E’ proprio dalla collettività e dalla civitas che dobbiamo infatti ripartire, secondo i relatori: si deve ragionare con la memoria storica per trasformare la città. La partecipazione è necessaria per frenare la distruzione dei nostri paesaggi: l’uomo di cultura – in ambito urbano l’architetto - è depositario di “un sapere”, che molte volte è difficile comunicare. “Bisogna restituire il valore delle relazioni umane al posto del denaro, ridare dignità alle città che finora sono state violentate e popolate da edifici aggressivi: forse – sostiene Portoghesi - dando più spesso parola ad architetti donne, riusciremmo a conquistare un’architettura al femminile, più morbida e meno prepotente di quella che finora siamo stati in grado di fare”. Il paesaggio, dunque, come bene che va vissuto e protetto dall’uomo, senza contrastare l’equilibrio naturale che troppo spesso è stato alterato da una società basata monomaniacalmente sulla crescita e sul consumo.

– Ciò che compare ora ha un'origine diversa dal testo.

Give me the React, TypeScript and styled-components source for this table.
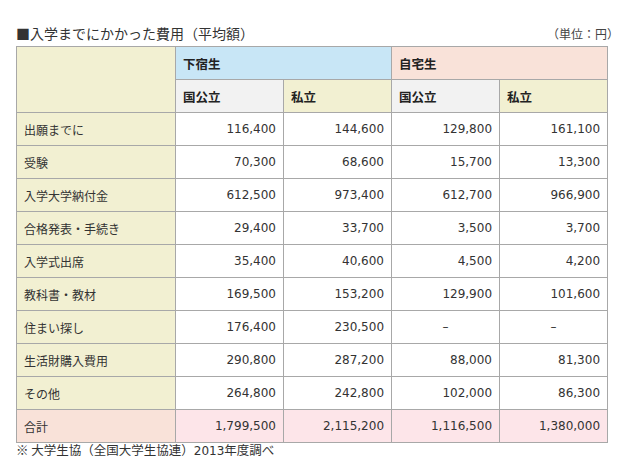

In questo senso ha valore ripensare il bene comune, in un contesto in cui la politica viene dominata dalle potenze economiche e dall’interesse dei privati: “dobbiamo uscire dall’ottica di pensiero che sia il PIL la vera ricchezza di un Paese”, afferma Massimiliano Caporale, vice presidente CNA. “Il vero senso dell’architettura deve essere quello di rispondere ai bisogni dell’uomo e deve ritrovare i suoi fondamenti nell’artigianato”. La rivoluzione deve iniziare da noi cittadini, nel tentativo di ribellarci a questo modello sbagliato di società del tardo-consumismo, da cui siamo stati ipnotizzati; è con atti di grande impegno, di risparmio economico ed energetico, che dobbiamo adottare una nuova logica di pensiero, che non può essere ridotta ad una buona raccolta differenziata. “Sarebbe troppo semplice avere delle procedure per realizzare una bella città – argomenta Derossi - questa andrebbe compresa ed interpretata come una narrazione. La nostra interferenza è costituita dai brani di città che costruiamo, facendo ognuno la sua parte in modo da realizzare un racconto coerente e armonioso”.

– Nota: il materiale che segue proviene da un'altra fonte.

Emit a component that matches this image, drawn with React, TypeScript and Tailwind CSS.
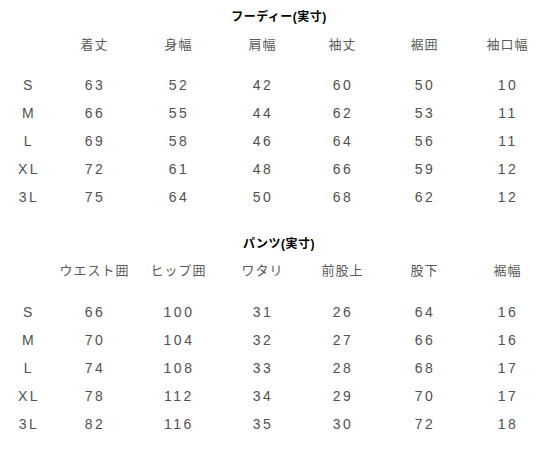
const FONT = "font-['Liberation_Sans','Noto_Sans_CJK_JP',sans-serif]";

type Table = {
  title: string;
  headers: string[];
  rows: [string, ...number[]][];
};

const tables: Table[] = [
  {
    title: "フーディー(実寸)",
    headers: ["着丈", "身幅", "肩幅", "袖丈", "裾囲", "袖口幅"],
    rows: [
      ["S", 63, 52, 42, 60, 50, 10],
      ["M", 66, 55, 44, 62, 53, 11],
      ["L", 69, 58, 46, 64, 56, 11],
      ["XL", 72, 61, 48, 66, 59, 12],
      ["3L", 75, 64, 50, 68, 62, 12],
    ],
  },
  {
    title: "パンツ(実寸)",
    headers: ["ウエスト囲", "ヒップ囲", "ワタリ", "前股上", "股下", "裾幅"],
    rows: [
      ["S", 66, 100, 31, 26, 64, 16],
      ["M", 70, 104, 32, 27, 66, 16],
      ["L", 74, 108, 33, 28, 68, 17],
      ["XL", 78, 112, 34, 29, 70, 17],
      ["3L", 82, 116, 35, 30, 72, 18],
    ],
  },
];

const GRID = "grid grid-cols-[56px_76px_92px_76px_84px_80px_86px]";

function SizeTable({ table, first }: { table: Table; first: boolean }) {
  return (
    <div className={first ? "pt-[7px]" : "mt-[23px]"}>
      <div className="h-5 pl-2 text-center text-[12px] font-bold leading-5 tracking-[0.5px] text-black">
        {table.title}
      </div>
      <div className={`${GRID} ${first ? "mt-2" : "mt-[7px]"} h-5 items-center text-[13px] leading-5 text-[#5a5a5a]`}>
        <div />
        {table.headers.map((h) => (
          <div key={h} className="pl-[1px] text-center tracking-[1px]">
            {h}
          </div>
        ))}
      </div>
      <div className={first ? "mt-4" : "mt-[17px]"}>
        {table.rows.map((row) => (
          <div
            key={row[0]}
            className={`${GRID} h-7 items-center text-[14px] leading-7 text-[#505050]`}
          >
            {row.map((cell, i) => (
              <div key={i} className="pl-[2px] text-center tracking-[2.5px]">
                {cell}
              </div>
            ))}
          </div>
        ))}
      </div>
    </div>
  );
}

export default function App() {
  return (
    <div className={`${FONT} h-[449px] w-[550px] overflow-hidden bg-white`}>
      {tables.map((t, i) => (
        <SizeTable key={t.title} table={t} first={i === 0} />
      ))}
    </div>
  );
}
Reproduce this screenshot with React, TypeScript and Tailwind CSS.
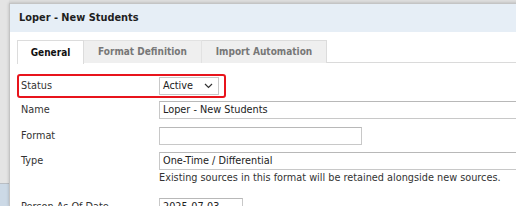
const font = { fontFamily: '"DejaVu Sans Condensed", "DejaVu Sans", sans-serif' };

function Chevron() {
  return (
    <svg width="9" height="6" viewBox="0 0 9 6" className="shrink-0">
      <polyline points="1,1 4.5,4.5 8,1" fill="none" stroke="#333" strokeWidth="1.2" />
    </svg>
  );
}

function Row({ label, children, className = "" }: { label: string; children: React.ReactNode; className?: string }) {
  return (
    <div className={`flex items-center pl-[4px] ${className}`}>
      <div className="w-[138px] shrink-0 text-[#333] whitespace-nowrap">{label}</div>
      {children}
    </div>
  );
}

function Input({ value, w }: { value: string; w: string }) {
  return (
    <div className={`${w} h-[18px] shrink-0 border border-[#c8c8c8] border-t-[#b8b8b8] bg-white flex items-center pl-[3px] text-[#222] whitespace-nowrap overflow-hidden`}>
      {value}
    </div>
  );
}

export default function App() {
  return (
    <div className="w-[516px] h-[206px] overflow-hidden flex bg-[#dedede] text-[10.8px] leading-none" style={font}>
      <div className="w-[9px] shrink-0 flex flex-col">
        <div className="h-[183px] bg-[#e4e4e4]" />
        <div className="flex-1 border-t border-[#b9bec4] bg-[#ccd9e6]" />
      </div>
      <div className="mt-[3px] w-[520px] shrink-0 bg-white border-l border-t border-[#c4c4c4] shadow-[0_0_3px_rgba(0,0,0,0.2)] flex flex-col">
        <div className="h-[28px] shrink-0 bg-[#e6eef6] flex items-center pl-[9px] font-bold text-[#1e1e1e] text-[10.9px]">
          Loper - New Students
        </div>
        <div className="px-[7px] pt-[8px]">
          <div className="flex h-[23px] border-b border-[#dadada] font-bold text-[10px]">
            <div className="w-[67px] h-[24px] bg-white border border-b-0 border-[#dcdcdc] flex items-center justify-center text-[#111]">
              General
            </div>
            <div className="w-[118px] h-[23px] bg-[#efefef] border-t border-r border-[#e2e2e2] flex items-center justify-center text-[#777]">
              Format Definition
            </div>
            <div className="w-[125px] h-[23px] bg-[#efefef] border-t border-r border-[#dcdcdc] flex items-center justify-center text-[#777]">
              Import Automation
            </div>
          </div>

          <div className="mt-[11px] w-[209px] h-[24px] border-2 border-[#e8141c] rounded-[3px] flex items-center pl-[2px]">
            <div className="w-[138px] shrink-0 text-[#333]">Status</div>
            <div className="w-[60px] h-[18px] border border-[#c8c8c8] bg-white flex items-center justify-between pl-[3px] pr-[5px] text-[#222]">
              <span>Active</span>
              <Chevron />
            </div>
          </div>

          <Row label="Name" className="mt-[3px]">
            <Input value="Loper - New Students" w="w-[400px]" />
          </Row>
          <Row label="Format" className="mt-[8px]">
            <Input value="" w="w-[203px]" />
          </Row>
          <Row label="Type" className="mt-[7px]">
            <Input value="One-Time / Differential" w="w-[400px]" />
          </Row>
          <div className="pl-[142px] mt-[1px] h-[14px] flex items-center text-[#333] whitespace-nowrap">
            Existing sources in this format will be retained alongside new sources.
          </div>
          <Row label="Person As Of Date" className="mt-[13px]">
            <Input value="2025-07-03" w="w-[84px]" />
          </Row>
        </div>
      </div>
    </div>
  );
}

Ambiente, patrimonio culturale, salute, ricerca, educazione incarnano, del resto, i valori di cui la Costituzione è il manifesto: libertà, eguaglianza, diritto al lavoro. La comunità dei cittadini deve necessariamente riguadagnare i suoi diritti all’interno dei movimenti civici, punto nodale alla base della civitas stessa. Una chiave di lettura per donare una nuova vita al paesaggio si colloca, pertanto, nel ritrovare la cultura e recuperare l’identità del nostro Paese: “serve oggi - scrive Settis in “Azione Popolare” - una nuova consapevolezza, una nuova responsabilità. Una forte azione popolare in difesa del bene comune“.